I have also talked of spirals and cycles, of episodes and of the pleasure of the career journey, rather than the pursuit of a career destination. In doing this I value the totality of my experiences and their contribution to my current work and wider life – but notice again the tendency (a desire to give my career a totalising narrative?) to integrate what are in some senses, unconnected episodes in my career. I often emphasise how much my PhD has affected my thinking about everything in life – not just about that small corner of French literature.
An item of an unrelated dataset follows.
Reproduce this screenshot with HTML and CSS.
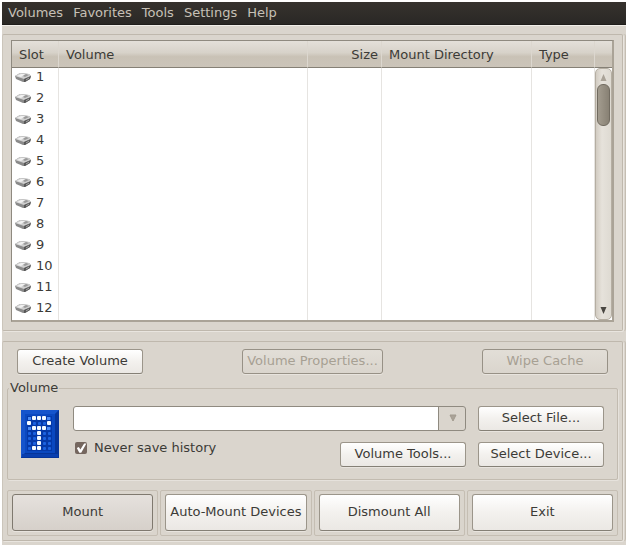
FILE: index.html
```html
<!DOCTYPE html>
<html lang="en">
<head>
    <meta charset="UTF-8">
    <meta name="viewport" content="width=device-width, initial-scale=1.0">
    <title>Volumes</title>
    <link rel="stylesheet" href="styles.css">
</head>
<body>
    <!-- Shared icon for the slot rows -->
    <svg class="icon-defs" aria-hidden="true">
        <symbol id="drive" viewBox="0 0 16 12">
            <path d="M0 5 L5 2 L14 3 L16 5 L15 8 L10 11 L8 11 L1 8 Z" fill="#8a8a8a"/>
            <path d="M0 5 L5 2 L14 3 L16 5 L9 8 Z" fill="#cfcfcf"/>
            <path d="M2 5 L6 3 L10 3 L6 6 Z" fill="#f1f1f1"/>
            <path d="M8 5 L11 3 L14 4 L10 6 Z" fill="#999"/>
            <path d="M9 8 L16 5 L15 8 L10 11 L9 11 Z" fill="#585858"/>
            <path d="M11 9 L14 7" stroke="#aaa" stroke-width="1"/>
        </symbol>
    </svg>

    <div class="window">
        <nav class="menubar">
            <a href="#">Volumes</a>
            <a href="#">Favorites</a>
            <a href="#">Tools</a>
            <a href="#">Settings</a>
            <a href="#">Help</a>
        </nav>

        <main class="content">
            <section class="panel list-panel">
                <div class="slot-list">
                    <table class="slots">
                        <colgroup>
                            <col class="col-slot">
                            <col class="col-volume">
                            <col class="col-size">
                            <col class="col-directory">
                            <col class="col-type">
                            <col class="col-scroll">
                        </colgroup>
                        <thead>
                            <tr><th>Slot</th><th>Volume</th><th class="size">Size</th><th>Mount Directory</th><th>Type</th><th></th></tr>
                        </thead>
                        <tbody>
                            <tr><td><svg class="drive"><use href="#drive"/></svg>1</td><td></td><td></td><td></td><td></td><td></td></tr>
                            <tr><td><svg class="drive"><use href="#drive"/></svg>2</td><td></td><td></td><td></td><td></td><td></td></tr>
                            <tr><td><svg class="drive"><use href="#drive"/></svg>3</td><td></td><td></td><td></td><td></td><td></td></tr>
                            <tr><td><svg class="drive"><use href="#drive"/></svg>4</td><td></td><td></td><td></td><td></td><td></td></tr>
                            <tr><td><svg class="drive"><use href="#drive"/></svg>5</td><td></td><td></td><td></td><td></td><td></td></tr>
                            <tr><td><svg class="drive"><use href="#drive"/></svg>6</td><td></td><td></td><td></td><td></td><td></td></tr>
                            <tr><td><svg class="drive"><use href="#drive"/></svg>7</td><td></td><td></td><td></td><td></td><td></td></tr>
                            <tr><td><svg class="drive"><use href="#drive"/></svg>8</td><td></td><td></td><td></td><td></td><td></td></tr>
                            <tr><td><svg class="drive"><use href="#drive"/></svg>9</td><td></td><td></td><td></td><td></td><td></td></tr>
                            <tr><td><svg class="drive"><use href="#drive"/></svg>10</td><td></td><td></td><td></td><td></td><td></td></tr>
                            <tr><td><svg class="drive"><use href="#drive"/></svg>11</td><td></td><td></td><td></td><td></td><td></td></tr>
                            <tr><td><svg class="drive"><use href="#drive"/></svg>12</td><td></td><td></td><td></td><td></td><td></td></tr>
                        </tbody>
                    </table>
                    <div class="scrollbar">
                        <svg class="scroll-arrow" viewBox="0 0 7 7"><path d="M3.5 0 L6.5 7 H0.5 Z" fill="#aaa398"/></svg>
                        <div class="scroll-thumb"></div>
                        <svg class="scroll-arrow scroll-down" viewBox="0 0 7 7"><path d="M0.5 0 H6.5 L3.5 7 Z" fill="#4a4742"/></svg>
                    </div>
                </div>
            </section>

            <section class="panel control-panel">
                <div class="volume-actions">
                    <button type="button">Create Volume</button>
                    <button type="button" class="wide" disabled>Volume Properties...</button>
                    <button type="button" disabled>Wipe Cache</button>
                </div>

                <fieldset class="volume-group">
                    <legend>Volume</legend>
                    <svg class="logo" viewBox="0 0 38 48" aria-hidden="true">
                        <defs>
                            <pattern id="dots" x="6" y="6" width="5" height="5" patternUnits="userSpaceOnUse">
                                <rect x="1" y="1" width="3" height="3" rx="1" fill="#1c62e0"/>
                            </pattern>
                        </defs>
                        <rect width="38" height="48" fill="#0845b8"/>
                        <path d="M0 0 H38 L34 4 H4 V43 L0 48 Z" fill="#1554cc"/>
                        <path d="M38 0 V48 H0 L4 43 H34 V4 Z" fill="#06359a"/>
                        <rect x="1" y="44" width="36" height="3" fill="#0a3fae"/>
                        <rect x="4" y="4" width="30" height="39" fill="#0a48c0"/>
                        <rect x="6" y="6" width="25" height="35" fill="#0539a8"/>
                        <rect x="6" y="6" width="25" height="35" fill="url(#dots)"/>
                        <g fill="#f4faff">
                            <rect x="11" y="6" width="4" height="4" rx="1"/>
                            <rect x="16" y="6" width="4" height="4" rx="1"/>
                            <rect x="21" y="6" width="4" height="4" rx="1"/>
                            <rect x="6" y="11" width="4" height="4" rx="1"/>
                            <rect x="26" y="11" width="4" height="4" rx="1"/>
                            <rect x="11" y="16" width="4" height="4" rx="1"/>
                            <rect x="16" y="16" width="4" height="4" rx="1"/>
                            <rect x="21" y="16" width="4" height="4" rx="1"/>
                            <rect x="16" y="21" width="4" height="4" rx="1"/>
                            <rect x="16" y="26" width="4" height="4" rx="1"/>
                            <rect x="16" y="31" width="4" height="4" rx="1"/>
                            <rect x="16" y="36" width="4" height="4" rx="1"/>
                            <rect x="11" y="36" width="4" height="4" rx="1"/>
                        </g>
                        <g fill="#4c8cf5">
                            <rect x="7" y="7" width="3" height="3"/>
                            <rect x="26" y="7" width="3" height="3"/>
                            <rect x="7" y="17" width="3" height="3"/>
                            <rect x="26" y="17" width="3" height="3"/>
                        </g>
                    </svg>
                    <div class="volume-fields">
                        <div class="combo">
                            <select aria-label="Volume path">
                                <option></option>
                            </select>
                            <svg class="combo-arrow" viewBox="0 0 8 8"><path d="M1 1 H7 L4 7 Z" fill="#aaa398" stroke="#a19a8e"/></svg>
                        </div>
                        <button type="button">Select File...</button>
                        <div class="history-row">
                            <label class="history"><input type="checkbox" checked>Never save history</label>
                            <button type="button">Volume Tools...</button>
                        </div>
                        <button type="button">Select Device...</button>
                    </div>
                </fieldset>

                <div class="main-actions">
                    <div class="action"><button type="button" class="default">Mount</button></div>
                    <div class="action"><button type="button">Auto-Mount Devices</button></div>
                    <div class="action"><button type="button">Dismount All</button></div>
                    <div class="action"><button type="button">Exit</button></div>
                </div>
            </section>
        </main>
    </div>
</body>
</html>
```
FILE: styles.css
```css
* {
    box-sizing: border-box;
}
body {
    margin: 0;
    padding: 2px;
    background-color: #fff;
    color: #3c3b37;
    font-family: "DejaVu Sans", sans-serif;
    font-size: 13px;
    line-height: 20px;
}
button,
select {
    font: inherit;
    color: inherit;
}
.icon-defs {
    position: absolute;
    width: 0;
    height: 0;
}
.window {
    background-color: #dad5cd;
}

/* Menu bar */
.menubar {
    display: flex;
    gap: 10px;
    height: 23px;
    padding: 0 6px;
    background: linear-gradient(#36322e, #2a2825);
    border-bottom: 1px solid #1f1d1b;
    line-height: 22px;
}
.menubar a {
    color: #c6c0b6;
    text-decoration: none;
}

.content {
    padding: 8px 3px 4px 0;
    border-top: 1px solid #f1eee9;
}
.panel {
    border: 1px solid #bfb8ad;
    border-left-color: #cbc5bb;
    border-radius: 2px;
    box-shadow: 1px 1px #e9e5df, 2px 0 #dad5cd, 3px 0 #c5beb3;
}
.list-panel {
    padding: 5px 8px 8px;
}
.control-panel {
    margin-top: 10px;
    padding: 7px 4px 4px;
}

/* Slot list */
.slot-list {
    display: grid;
    border: 1px solid #8f8a80;
    border-width: 1px 2px 2px 1px;
    border-color: #8f8a80 #aaa397 #aaa397 #8f8a80;
    background-color: #fff;
}
.slots {
    grid-area: 1 / 1;
    width: 100%;
    table-layout: fixed;
    border-collapse: separate;
    border-spacing: 0;
}
.col-slot {
    width: 47px;
}
.col-size {
    width: 74px;
}
.col-directory {
    width: 150px;
}
.col-type {
    width: 63px;
}
.col-scroll {
    width: 17px;
}
.slots th {
    height: 27px;
    padding: 2px 7px 0;
    background: linear-gradient(#e4e0da, #d7d2c9 45%, #c9c2b6 60%, #cbc4b9);
    border-right: 1px solid #dcd7cf;
    border-bottom: 1px solid #858076;
    font-weight: normal;
    text-align: left;
    white-space: nowrap;
}
.slots .size {
    padding-right: 3px;
    text-align: right;
}
.slots td {
    height: 21px;
    padding: 0 3px;
    border-right: 1px solid #e6e4e1;
    line-height: 18px;
    vertical-align: top;
    white-space: nowrap;
}
.slots th:last-child,
.slots td:last-child {
    border-right: none;
}
.drive {
    width: 16px;
    height: 12px;
    margin-right: 5px;
    vertical-align: -2px;
}
.scrollbar {
    grid-area: 1 / 1;
    justify-self: end;
    display: flex;
    flex-direction: column;
    align-items: center;
    width: 17px;
    margin-top: 27px;
    padding: 5px 0;
    background: linear-gradient(90deg, #d2ccc2, #e6e2db 40%, #dedad2);
    border: 1px solid #b5aea2;
    border-radius: 5px;
}
.scroll-arrow {
    width: 7px;
    height: 7px;
}
.scroll-thumb {
    width: 13px;
    height: 42px;
    margin-top: 3px;
    background: linear-gradient(90deg, #a39c8f, #888174);
    border: 1px solid #716b60;
    border-radius: 6px;
}
.scroll-down {
    margin-top: auto;
}

/* Buttons */
button {
    width: 126px;
    height: 25px;
    padding: 0 0 2px;
    background: linear-gradient(#fff, #f3f1ee 50%, #ebe8e4);
    border: 1px solid #9b958a;
    border-bottom-color: #858076;
    border-radius: 3px;
    box-shadow: 0 1px #e8e4de;
    line-height: 20px;
    white-space: nowrap;
}
button:disabled {
    background: linear-gradient(#e2ded7, #dad5cd);
    border-color: #979186;
    color: #a7a093;
}
.wide {
    width: 141px;
}
.volume-actions {
    display: flex;
    justify-content: space-between;
    padding: 0 10px;
}

/* Volume group */
.volume-group {
    display: flex;
    gap: 14px;
    margin: 4px 0 0;
    padding: 8px 13px 12px;
    border: 1px solid #c2bbb0;
    border-radius: 2px;
    box-shadow: 1px 1px #e6e2dc;
}
.volume-group legend {
    margin-left: -12px;
    padding: 0 1px;
}
.logo {
    flex: none;
    width: 38px;
    height: 48px;
    margin-top: 4px;
}
.volume-fields {
    flex: 1;
    display: grid;
    grid-template-columns: 1fr auto;
    gap: 11px 12px;
}
.combo {
    position: relative;
}
.combo select {
    display: block;
    width: 100%;
    height: 25px;
    appearance: none;
    background: linear-gradient(90deg, #8f8a80 1px, #dad5cd 1px) right / 27px 100% no-repeat #fff;
    border: 1px solid #8f8a80;
    border-radius: 3px;
}
.combo-arrow {
    position: absolute;
    top: 8px;
    right: 9px;
    width: 8px;
    height: 8px;
    pointer-events: none;
}
.history-row {
    display: flex;
    align-items: flex-start;
    justify-content: space-between;
}
.history {
    display: flex;
    gap: 7px;
    padding-left: 2px;
    align-items: center;
    line-height: 10px;
}
.history input {
    appearance: none;
    width: 12px;
    height: 12px;
    margin: 0;
    background-color: #75675f;
    border-radius: 2px;
}
.history input:checked::after {
    content: "";
    display: block;
    width: 12px;
    height: 12px;
    background-color: #fff;
    clip-path: polygon(15% 50%, 32% 42%, 45% 62%, 76% 12%, 95% 12%, 52% 90%, 36% 90%);
}

/* Bottom row */
.main-actions {
    display: grid;
    grid-template-columns: repeat(4, 1fr);
    gap: 2px;
    margin-top: 10px;
}
.action {
    padding: 3px 4px 4px;
    border: 1px solid #c5beb3;
    border-radius: 2px;
}
.action button {
    display: block;
    width: 100%;
    height: 37px;
}
.action .default {
    background: linear-gradient(#e5e1dd, #d6d0ca);
    border-color: #7f796f;
}
```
These stories, which foreground dissonances in my career, and tell of the pleasures of change, don't often get the same easy reception as the clear arrow of a career – but these are stories I prefer. I identify more closely with Odysseus than Aeneas. Aeneas is confident of the future already: what is there to discover? But I would say that – I was a researcher of romance, not epic. Many audiences in history have rejected the Odyssey in preference to the uplifting, noble qualities of the Aeneid – and as with the stranger at a party who wants to know about my PhD, we can't always anticipate who wants to hear which version of 'career'.
Julia Horn
July 2008
Bibliography
Arthur, M.B., Inkson, K. and Pringle, J.K. (1999). The new careers: individual action and economic change. London: Sage.
This article was also inspired by the writing of Audrey Collin on career, most notably her article 'Epic and novel: the rhetoric of career' in Collin, A. and Young, R.A. (2000). The future of career. Cambridge: Cambridge University Press.